Deep Learning | Utkarsh Sahu

This course provides a deep dive into the historical evolution and modern application of neural networks. We begin with the mathematical foundations of the McCulloch Pitts Neuron and Perceptrons, progressing into the representation power of Multi-Layer Perceptrons and the mechanics of Backpropagation. The curriculum covers a wide array of optimization strategies, including modern variants like Adam and NAdam, alongside regularization techniques such as Dropout and Batch Normalization. Students will gain expertise in state-of-the-art architectures, from Convolutional Neural Networks (ResNet, Inception) to sequence-based models like LSTMs and the transformative Attention mechanism.

Instructor

Prof.
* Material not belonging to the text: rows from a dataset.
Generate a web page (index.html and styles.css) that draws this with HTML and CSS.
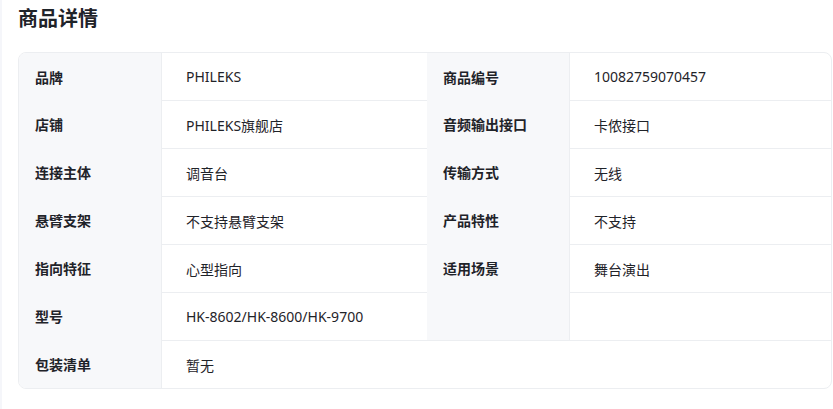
FILE: index.html
```html
<!DOCTYPE html>
<html lang="zh-CN">
<head>
<meta charset="utf-8">
<title>商品详情</title>
<link rel="stylesheet" href="styles.css">
</head>
<body>
<div class="page">
  <h2 class="title">商品详情</h2>
  <div class="desc">
    <div class="label">品牌</div>
    <div class="value first">PHILEKS</div>
    <div class="label">商品编号</div>
    <div class="value first">10082759070457</div>

    <div class="label">店铺</div>
    <div class="value">PHILEKS旗舰店</div>
    <div class="label">音频输出接口</div>
    <div class="value">卡侬接口</div>

    <div class="label">连接主体</div>
    <div class="value">调音台</div>
    <div class="label">传输方式</div>
    <div class="value">无线</div>

    <div class="label">悬臂支架</div>
    <div class="value">不支持悬臂支架</div>
    <div class="label">产品特性</div>
    <div class="value">不支持</div>

    <div class="label">指向特征</div>
    <div class="value">心型指向</div>
    <div class="label">适用场景</div>
    <div class="value">舞台演出</div>

    <div class="label">型号</div>
    <div class="value">HK-8602/HK-8600/HK-9700</div>
    <div class="label"></div>
    <div class="value"></div>

    <div class="label">包装清单</div>
    <div class="value wide">暂无</div>
  </div>
</div>
</body>
</html>
```

FILE: styles.css
```css
* { box-sizing: border-box; }
html, body {
  margin: 0;
  padding: 0;
  background: #ffffff;
}
body {
  font-family: "Noto Sans", "Noto Sans CJK SC", sans-serif;
  color: #1f2329;
  overflow: hidden;
}
.page {
  border-left: 2px solid #f5f6fa;
  padding: 5px 0 0 16px;
  min-height: 409px;
}
.title {
  margin: 0 0 19px 0;
  font-size: 20px;
  line-height: 28px;
  font-weight: 700;
  color: #1f2329;
}
.desc {
  width: 814px;
  border: 1px solid #eceef1;
  border-radius: 8px;
  overflow: hidden;
  display: grid;
  grid-template-columns: 143px 265px 143px 1fr;
}
.label {
  background: #f7f8fa;
  border-right: 1px solid #eceef1;
  padding: 0 16px;
  font-size: 14px;
  font-weight: 700;
  display: flex;
  align-items: center;
  min-height: 47px;
  color: #1f2329;
}
.value {
  border-top: 1px solid #eceef1;
  padding: 0 24px;
  font-size: 14px;
  display: flex;
  align-items: center;
  min-height: 48px;
  color: #1f2329;
}
.value.first {
  border-top: none;
  min-height: 47px;
}
.value.wide {
  grid-column: span 3;
}
```
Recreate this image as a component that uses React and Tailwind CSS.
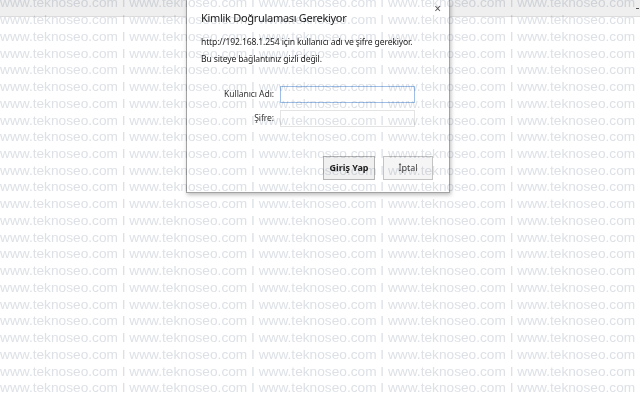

Mitesh M. Khapra, Department of Computer Science and Engineering, IIT Madras

Course Schedule & Topics

The course is structured over 12 weeks, transitioning from foundational theory to complex deep learning architectures.

Week	Primary Focus	Key Topics Covered
1	Foundations	History of DL, McCulloch Pitts Neuron, and Perceptron Learning Algorithm.
2	MLPs & Gradient Descent	Multilayer Perceptrons, Sigmoid Neurons, and the basics of Gradient Descent.
3	Feedforward Networks	Representation Power and the Backpropagation algorithm.
4	Optimization Algorithms	Momentum, Nesterov, Adagrad, RMSProp, Adam, and Learning Rate Schedulers.
5	Unsupervised Learning	Autoencoders, PCA relations, Denoising, and Contractive Autoencoders.
6	Regularization & Bias	Bias-Variance Tradeoff, L2 Regularization, Data Augmentation, and Dropout.
7	Training Improvements	Activation functions (ReLU, etc.), Weight Initialization, and Batch Normalization.
8	Convolutional Networks (CNN)	Word Vectorial Representations, LeNet, AlexNet, VGGNet, and ResNet architectures.
9	CNN Visualization	Guided Backpropagation, Deep Dream, Deep Art, and Adversarial Attacks (Fooling CNNs).
10	Recurrent Neural Networks (RNN)	BPTT, Vanishing and Exploding Gradients, and Truncated BPTT.
11	Gated RNNs (LSTM/GRU)	Gated Recurrent Units, LSTM Cells, and overcoming the vanishing gradient problem.
12	Advanced Sequence Models	Encoder-Decoder Models, Attention Mechanisms, and an introduction to Transformers.

Material used

Deep Learning by Ian Goodfellow, Yoshua Bengio, and Aaron Courville (MIT Press).